### [Exercise aim]
Work out the number of lines with "Tailwind" in them. Reply with that number and no other words.

### [Provided records]
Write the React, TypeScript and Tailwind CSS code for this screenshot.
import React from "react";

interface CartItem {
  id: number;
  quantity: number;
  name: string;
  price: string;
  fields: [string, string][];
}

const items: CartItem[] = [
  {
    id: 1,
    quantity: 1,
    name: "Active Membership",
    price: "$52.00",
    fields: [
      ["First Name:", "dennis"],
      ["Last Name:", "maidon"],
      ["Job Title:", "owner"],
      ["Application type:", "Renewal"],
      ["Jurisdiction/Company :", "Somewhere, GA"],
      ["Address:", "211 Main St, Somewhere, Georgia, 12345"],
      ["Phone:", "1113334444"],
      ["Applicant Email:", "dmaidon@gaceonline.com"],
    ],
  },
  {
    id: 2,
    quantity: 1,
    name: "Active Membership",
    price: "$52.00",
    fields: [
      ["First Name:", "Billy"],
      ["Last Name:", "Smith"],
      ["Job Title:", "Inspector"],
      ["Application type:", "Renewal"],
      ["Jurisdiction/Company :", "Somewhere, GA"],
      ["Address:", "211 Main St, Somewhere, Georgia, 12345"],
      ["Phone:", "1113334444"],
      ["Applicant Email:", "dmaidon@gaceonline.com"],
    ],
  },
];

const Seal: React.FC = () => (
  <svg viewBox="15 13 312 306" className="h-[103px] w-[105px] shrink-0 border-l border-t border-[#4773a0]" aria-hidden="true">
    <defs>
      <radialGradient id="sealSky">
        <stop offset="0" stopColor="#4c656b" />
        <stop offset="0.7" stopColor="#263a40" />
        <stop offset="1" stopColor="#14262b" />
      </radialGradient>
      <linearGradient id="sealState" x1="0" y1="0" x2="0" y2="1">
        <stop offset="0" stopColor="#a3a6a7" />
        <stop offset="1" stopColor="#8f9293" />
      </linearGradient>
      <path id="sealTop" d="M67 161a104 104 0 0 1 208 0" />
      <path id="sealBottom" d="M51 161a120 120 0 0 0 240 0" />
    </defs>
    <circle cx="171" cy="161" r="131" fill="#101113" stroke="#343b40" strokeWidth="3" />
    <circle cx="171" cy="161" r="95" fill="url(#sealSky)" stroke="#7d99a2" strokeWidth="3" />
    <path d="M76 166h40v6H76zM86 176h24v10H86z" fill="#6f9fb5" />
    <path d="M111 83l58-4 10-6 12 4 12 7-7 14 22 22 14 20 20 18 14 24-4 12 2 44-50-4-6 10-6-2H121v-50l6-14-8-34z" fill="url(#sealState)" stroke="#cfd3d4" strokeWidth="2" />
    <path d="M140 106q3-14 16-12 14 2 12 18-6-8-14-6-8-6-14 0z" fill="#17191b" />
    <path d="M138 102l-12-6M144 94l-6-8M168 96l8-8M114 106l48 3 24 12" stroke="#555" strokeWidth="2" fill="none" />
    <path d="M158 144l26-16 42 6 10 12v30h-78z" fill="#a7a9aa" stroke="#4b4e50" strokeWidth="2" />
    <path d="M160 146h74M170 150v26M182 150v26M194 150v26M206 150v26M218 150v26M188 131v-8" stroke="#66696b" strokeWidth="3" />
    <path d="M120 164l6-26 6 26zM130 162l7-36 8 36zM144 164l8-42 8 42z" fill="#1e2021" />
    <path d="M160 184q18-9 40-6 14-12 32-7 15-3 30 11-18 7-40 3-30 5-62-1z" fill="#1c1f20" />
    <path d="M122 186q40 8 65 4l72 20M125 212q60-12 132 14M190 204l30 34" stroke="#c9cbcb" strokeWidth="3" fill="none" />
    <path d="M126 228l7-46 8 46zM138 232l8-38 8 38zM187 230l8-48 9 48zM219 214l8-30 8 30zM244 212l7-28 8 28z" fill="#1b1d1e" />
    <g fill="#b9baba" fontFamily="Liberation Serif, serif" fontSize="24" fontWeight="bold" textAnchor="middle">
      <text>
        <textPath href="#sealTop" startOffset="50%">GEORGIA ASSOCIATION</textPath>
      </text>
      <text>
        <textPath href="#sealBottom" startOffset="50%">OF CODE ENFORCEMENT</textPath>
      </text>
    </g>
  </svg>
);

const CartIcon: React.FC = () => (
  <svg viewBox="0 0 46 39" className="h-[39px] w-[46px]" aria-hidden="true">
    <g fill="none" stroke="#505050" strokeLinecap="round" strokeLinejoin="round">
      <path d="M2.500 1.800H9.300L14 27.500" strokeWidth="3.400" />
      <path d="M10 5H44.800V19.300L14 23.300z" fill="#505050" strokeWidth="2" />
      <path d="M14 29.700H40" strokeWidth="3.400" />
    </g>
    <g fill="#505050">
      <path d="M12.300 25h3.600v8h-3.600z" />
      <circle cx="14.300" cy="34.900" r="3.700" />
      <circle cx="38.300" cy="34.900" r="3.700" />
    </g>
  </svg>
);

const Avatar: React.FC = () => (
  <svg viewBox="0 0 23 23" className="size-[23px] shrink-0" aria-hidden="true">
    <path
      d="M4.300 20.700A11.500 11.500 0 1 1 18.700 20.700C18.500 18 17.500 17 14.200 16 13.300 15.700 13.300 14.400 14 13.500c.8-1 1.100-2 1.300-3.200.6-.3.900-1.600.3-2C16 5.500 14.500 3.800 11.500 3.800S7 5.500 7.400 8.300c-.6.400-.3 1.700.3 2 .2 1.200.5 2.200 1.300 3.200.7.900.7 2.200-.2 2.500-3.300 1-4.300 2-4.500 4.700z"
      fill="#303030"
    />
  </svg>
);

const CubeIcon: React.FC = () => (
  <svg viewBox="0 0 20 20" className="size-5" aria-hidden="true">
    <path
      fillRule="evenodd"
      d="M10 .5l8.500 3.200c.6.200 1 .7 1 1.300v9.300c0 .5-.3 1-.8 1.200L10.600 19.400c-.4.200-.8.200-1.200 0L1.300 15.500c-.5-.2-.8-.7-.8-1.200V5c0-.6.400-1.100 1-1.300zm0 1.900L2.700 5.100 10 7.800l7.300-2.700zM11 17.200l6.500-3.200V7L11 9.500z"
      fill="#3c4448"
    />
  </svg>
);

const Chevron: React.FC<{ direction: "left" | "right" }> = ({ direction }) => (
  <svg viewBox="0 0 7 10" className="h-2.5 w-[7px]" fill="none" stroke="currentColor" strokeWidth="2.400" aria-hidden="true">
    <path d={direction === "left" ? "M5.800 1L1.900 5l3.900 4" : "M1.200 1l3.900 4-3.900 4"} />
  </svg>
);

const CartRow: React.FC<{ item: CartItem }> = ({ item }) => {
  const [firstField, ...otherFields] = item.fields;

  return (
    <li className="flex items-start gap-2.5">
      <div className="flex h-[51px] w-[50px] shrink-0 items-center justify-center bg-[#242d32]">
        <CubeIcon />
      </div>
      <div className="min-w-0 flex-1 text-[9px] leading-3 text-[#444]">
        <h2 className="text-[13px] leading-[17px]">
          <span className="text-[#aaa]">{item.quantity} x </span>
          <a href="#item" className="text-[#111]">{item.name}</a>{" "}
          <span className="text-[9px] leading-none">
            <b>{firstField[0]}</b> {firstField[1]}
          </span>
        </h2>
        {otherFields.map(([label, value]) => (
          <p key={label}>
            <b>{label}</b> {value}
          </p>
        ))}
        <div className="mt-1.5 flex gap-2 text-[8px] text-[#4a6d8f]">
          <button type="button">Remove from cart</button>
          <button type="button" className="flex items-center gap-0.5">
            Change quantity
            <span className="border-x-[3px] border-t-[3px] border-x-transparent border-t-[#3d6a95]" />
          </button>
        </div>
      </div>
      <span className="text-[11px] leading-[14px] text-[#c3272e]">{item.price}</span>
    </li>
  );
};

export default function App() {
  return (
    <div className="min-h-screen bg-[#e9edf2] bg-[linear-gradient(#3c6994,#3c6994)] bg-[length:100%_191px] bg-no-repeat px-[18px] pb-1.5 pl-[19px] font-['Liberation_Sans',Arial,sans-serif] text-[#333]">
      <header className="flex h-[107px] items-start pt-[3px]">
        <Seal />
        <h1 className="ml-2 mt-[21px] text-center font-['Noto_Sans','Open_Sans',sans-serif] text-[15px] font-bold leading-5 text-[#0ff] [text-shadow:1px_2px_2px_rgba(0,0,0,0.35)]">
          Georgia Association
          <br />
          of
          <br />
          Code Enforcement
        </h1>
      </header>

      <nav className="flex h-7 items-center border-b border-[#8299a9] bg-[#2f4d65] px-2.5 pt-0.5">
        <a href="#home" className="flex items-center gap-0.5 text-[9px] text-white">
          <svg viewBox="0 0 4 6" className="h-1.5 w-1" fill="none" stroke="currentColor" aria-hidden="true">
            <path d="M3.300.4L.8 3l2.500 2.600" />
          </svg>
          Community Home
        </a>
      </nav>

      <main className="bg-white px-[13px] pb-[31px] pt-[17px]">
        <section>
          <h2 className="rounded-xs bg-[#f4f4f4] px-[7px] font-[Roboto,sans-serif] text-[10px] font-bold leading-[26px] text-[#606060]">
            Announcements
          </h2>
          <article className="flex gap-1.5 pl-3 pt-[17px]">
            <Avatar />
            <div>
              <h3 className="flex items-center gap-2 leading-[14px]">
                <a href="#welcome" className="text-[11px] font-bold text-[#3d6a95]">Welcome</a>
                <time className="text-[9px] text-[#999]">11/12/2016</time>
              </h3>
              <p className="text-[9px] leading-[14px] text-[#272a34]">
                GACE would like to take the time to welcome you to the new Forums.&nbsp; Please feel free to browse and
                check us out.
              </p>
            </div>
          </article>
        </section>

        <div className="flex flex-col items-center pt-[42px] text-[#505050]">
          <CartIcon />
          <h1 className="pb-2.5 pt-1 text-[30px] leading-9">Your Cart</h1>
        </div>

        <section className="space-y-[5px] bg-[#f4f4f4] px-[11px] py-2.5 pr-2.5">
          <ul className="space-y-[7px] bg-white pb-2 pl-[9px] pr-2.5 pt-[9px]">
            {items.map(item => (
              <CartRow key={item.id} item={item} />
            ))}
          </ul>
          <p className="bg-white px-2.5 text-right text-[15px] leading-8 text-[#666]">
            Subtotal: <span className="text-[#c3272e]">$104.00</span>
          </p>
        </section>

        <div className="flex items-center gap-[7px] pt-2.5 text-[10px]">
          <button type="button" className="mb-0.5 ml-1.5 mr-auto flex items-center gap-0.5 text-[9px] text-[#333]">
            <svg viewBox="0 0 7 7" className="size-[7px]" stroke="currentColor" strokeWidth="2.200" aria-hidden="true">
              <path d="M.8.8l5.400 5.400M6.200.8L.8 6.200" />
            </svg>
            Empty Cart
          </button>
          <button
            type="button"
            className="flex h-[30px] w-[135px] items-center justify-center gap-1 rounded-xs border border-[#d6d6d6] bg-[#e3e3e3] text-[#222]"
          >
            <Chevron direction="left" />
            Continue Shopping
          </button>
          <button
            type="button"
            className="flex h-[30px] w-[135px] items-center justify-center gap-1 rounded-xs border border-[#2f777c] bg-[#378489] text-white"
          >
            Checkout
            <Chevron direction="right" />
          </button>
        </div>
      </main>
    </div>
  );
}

--

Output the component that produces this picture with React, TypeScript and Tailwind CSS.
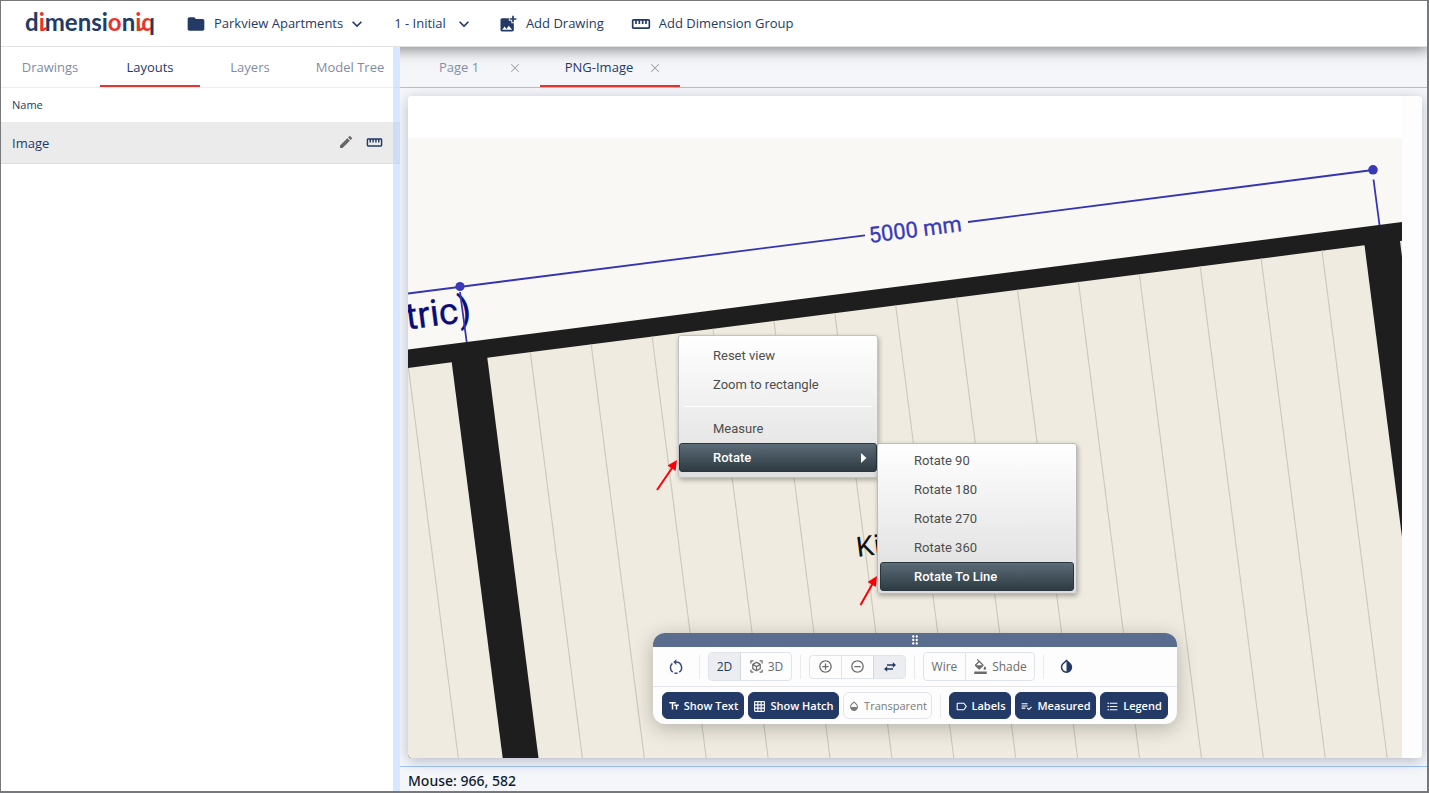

### [Answer for this exercise]
2